Last year, SU chalked up resume-boosting victories against then-No. 18 UConn and then-No. 25 Texas A&M before a dud against the Red Storm. They were wins that turned out to slide Jim Boeheim’s team into the NCAA Tournament (the selection committee chair cited Syracuse’s top-50 wins as the main deciding factor for including the Orange in the field).

This year, though, there are no such wins bolstering Syracuse’s first month. Winning out in nonconference play — with no potential victories that would aide SU’s NCAA Tournament case in March — is the only way to hold off the panic mode that seems imminent. But if anything, last season’s 180-degree turn should serve as a reminder this early in the calendar.

It’s not time to panic just yet.

“We don’t wanna panic too early, you know, shut down the season and have that hurt us,” sophomore point guard Frank Howard said. “We just wanna come in, turn up the urgency now and it’s time to clean everything up, time to try to play perfect.”



Right now, Syracuse is light years away from perfection. The Orange has scored 50 points twice in eight games, an offensive low SU didn’t sink to even once last season. No player has proven he can consistently create his own shot. And despite a defense that has allowed 65 points or less in 75 percent of its games, stagnating on the other side of the ball has been the anvil crushing any hope of this team reaching the expectations it entered the season with.

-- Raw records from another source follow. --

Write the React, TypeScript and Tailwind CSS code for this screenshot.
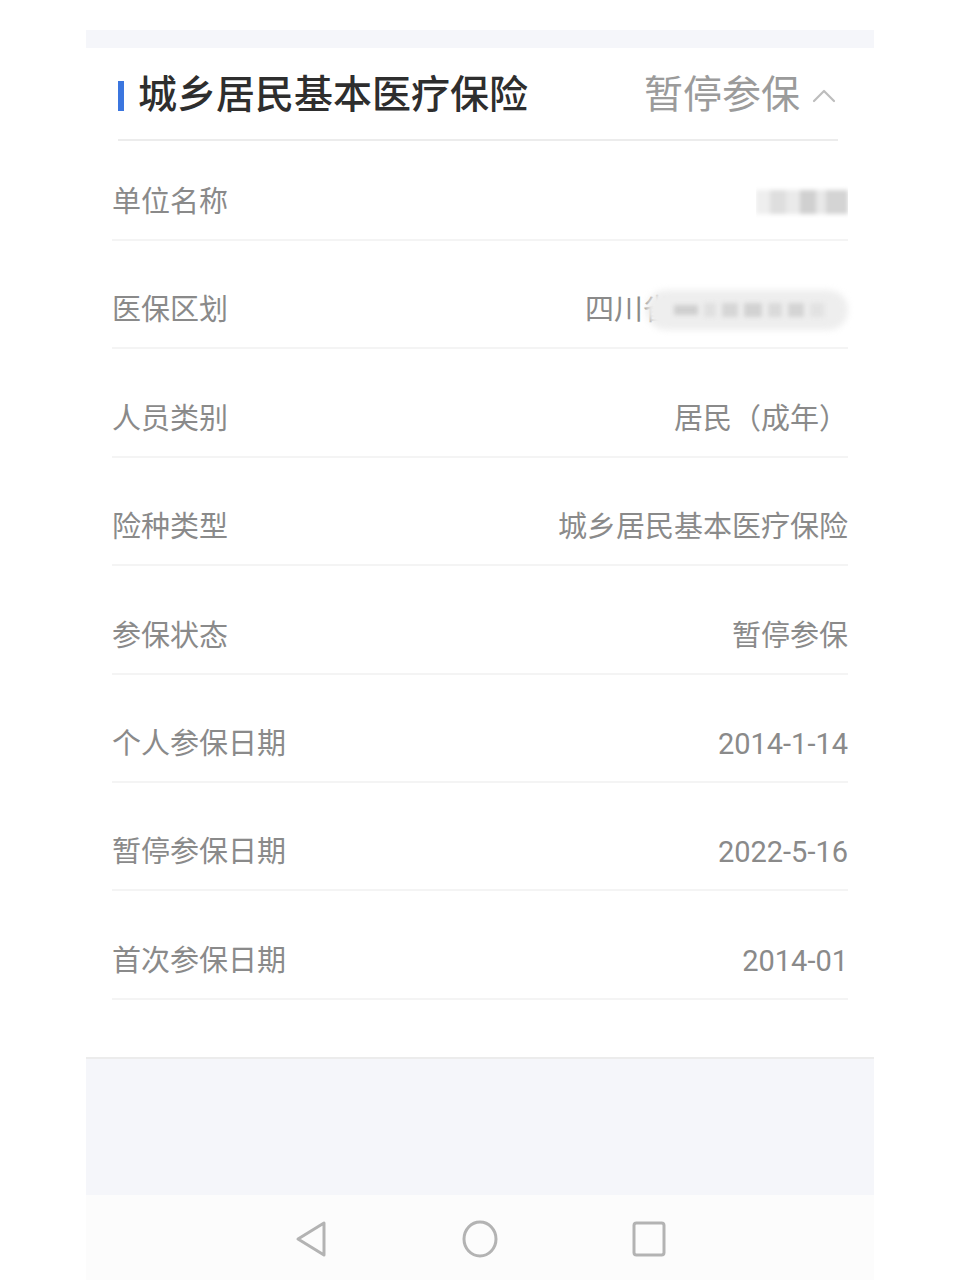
import React from "react";

const rows: { label: string; value?: string; kind?: "blur1" | "blur2" }[] = [
  { label: "单位名称", kind: "blur1" },
  { label: "医保区划", kind: "blur2" },
  { label: "人员类别", value: "居民（成年）" },
  { label: "险种类型", value: "城乡居民基本医疗保险" },
  { label: "参保状态", value: "暂停参保" },
  { label: "个人参保日期", value: "2014-1-14" },
  { label: "暂停参保日期", value: "2022-5-16" },
  { label: "首次参保日期", value: "2014-01" },
];

const font = "font-['Roboto','Noto_Sans_CJK_SC',sans-serif]";

function BlurValue1() {
  // pixelated/blurred company name
  return (
    <div className="relative w-[92px] h-[40px] overflow-hidden">
      <div className="absolute inset-0 blur-[2px] flex items-center">
        <div className="h-[24px] w-[14px] bg-[#eeeeee]" />
        <div className="h-[24px] w-[16px] bg-[#dedede]" />
        <div className="h-[24px] w-[14px] bg-[#eaeaea]" />
        <div className="h-[24px] w-[16px] bg-[#d0d0d0]" />
        <div className="h-[24px] w-[10px] bg-[#e8e8e8]" />
        <div className="h-[24px] w-[22px] bg-[#d4d4d4]" />
      </div>
    </div>
  );
}

function BlurValue2() {
  return (
    <div className="flex items-center">
      <span className="text-[29px] leading-none text-[#8a8a8a]">四川省</span>
      <div className="relative -ml-[26px] w-[202px] h-[40px]">
        <div className="absolute inset-0 rounded-full bg-[#eeeeee] blur-[3px]" />
        <div className="absolute inset-0 blur-[2px] flex items-center pl-[28px] gap-[6px]">
          <div className="h-[10px] w-[24px] bg-[#cfcfcf]" />
          <div className="h-[14px] w-[12px] bg-[#e0e0e0]" />
          <div className="h-[14px] w-[16px] bg-[#d6d6d6]" />
          <div className="h-[14px] w-[18px] bg-[#d2d2d2]" />
          <div className="h-[14px] w-[14px] bg-[#dadada]" />
          <div className="h-[14px] w-[16px] bg-[#d4d4d4]" />
          <div className="h-[14px] w-[14px] bg-[#e2e2e2]" />
        </div>
      </div>
    </div>
  );
}

export default function App() {
  return (
    <div className={`min-h-[1280px] bg-white flex flex-col ${font}`}>
      <div className="h-[30px]" />
      <div className="ml-[86px] w-[788px] flex flex-col">
        <div className="h-[18px] bg-[#f5f6fa]" />

        {/* header */}
        <div className="ml-[32px] mr-[36px] h-[93px] flex items-center border-b-2 border-[#ececec] pt-[4px]">
          <div className="w-[6px] h-[30px] bg-[#3b76df]" />
          <div className="ml-[14px] text-[39px] leading-none font-medium text-[#2e2e2e]">城乡居民基本医疗保险</div>
          <div className="ml-auto flex items-center">
            <span className="text-[39px] leading-none text-[#9b9b9b]">暂停参保</span>
            <svg className="ml-[12px] mr-[2px]" width="24" height="14" viewBox="0 0 24 14" fill="none">
              <path d="M2 12 L12 2 L22 12" stroke="#bdbdbd" strokeWidth="2.2" strokeLinecap="round" strokeLinejoin="round" />
            </svg>
          </div>
        </div>

        {/* rows */}
        <div className="px-[26px] flex flex-col">
          {rows.map((r, i) => (
            <div
              key={r.label}
              className={`flex items-end justify-between border-b-2 border-[#f4f4f4] pb-[20px] ${i === 0 ? "h-[100px]" : "h-[108.4px]"}`}
            >
              <span className="text-[29px] leading-[34px] text-[#8a8a8a]">{r.label}</span>
              {r.kind === "blur1" ? (
                <div className="-mb-[3px]"><BlurValue1 /></div>
              ) : r.kind === "blur2" ? (
                <div className="-mb-[3px]"><BlurValue2 /></div>
              ) : (
                <span className="text-[29px] leading-[34px] text-[#8a8a8a]">{r.value}</span>
              )}
            </div>
          ))}
        </div>

        <div className="h-[57px]" />
        <div className="h-[138px] bg-[#f5f6fa] border-t-2 border-[#ececec]" />

        {/* nav bar */}
        <div className="h-[85px] bg-[#fcfcfc] flex items-center justify-center gap-[134px] pt-[4px]">
          <svg width="34" height="38" viewBox="0 0 34 38" fill="none">
            <path d="M30 3 L30 35 L4 19 Z" stroke="#b3b3b3" strokeWidth="3" strokeLinejoin="round" />
          </svg>
          <svg width="36" height="38" viewBox="0 0 36 38" fill="none">
            <ellipse cx="18" cy="19" rx="16" ry="17" stroke="#b3b3b3" strokeWidth="3" />
          </svg>
          <svg width="34" height="36" viewBox="0 0 34 36" fill="none">
            <rect x="2" y="2" width="30" height="32" rx="2.5" stroke="#b3b3b3" strokeWidth="3" />
          </svg>
        </div>
      </div>
    </div>
  );
}
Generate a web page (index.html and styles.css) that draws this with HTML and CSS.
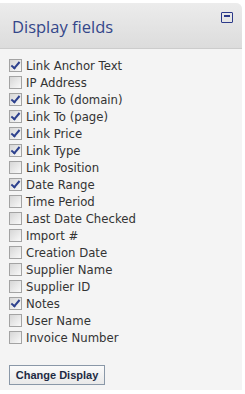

Still, rays of optimism provide hope this offense can mesh, however infrequently those rays are interspersed throughout the game. Against UConn, Tyler Lydon attacked the basket despite his 1-of-7 performance. Dajuan Coleman continued sinking his mid-range jumper. Howard is creating his own shot in the lane. It just didn’t fall on Monday night.

Those are all pieces Syracuse has searched for at some point this season. They’re starting to surface simultaneously and chances are they’ll strike in unison sooner or later.

“We got a few losses but I think we got enough talent to bounce back. I think our defense was good. We just gotta put some points on the board,” said Coleman, a fifth-year senior center. “You gotta fight through it. … I’ve been through a lot of adversity and you just can’t break down.”

Only half of Syracuse’s recent eight-man rotation experienced the roller-coaster ride from losing to St. John’s to winning at Duke to losing in the ACC tournament first round to making the Final Four. Syracuse’s newcomers can look to Lydon, Coleman, Howard and Tyler Roberson as a model for moving past this recent group of losses.

A loss to a wounded Connecticut team without three contributors due to season-ending injuries seems detrimental right now. So did the loss to the Red Storm and the four straight defeats to begin conference play. This most recent loss is bad, but it’s far from the nail in Syracuse’s coffin.

It can’t be, this early in the season. No matter how much the problems that plagued the Orange at MSG seem like they’ll persist in the future.

“We went through a big rough patch in the middle of last season and we made it to the Final Four,” Lydon said. “So anything’s possible.”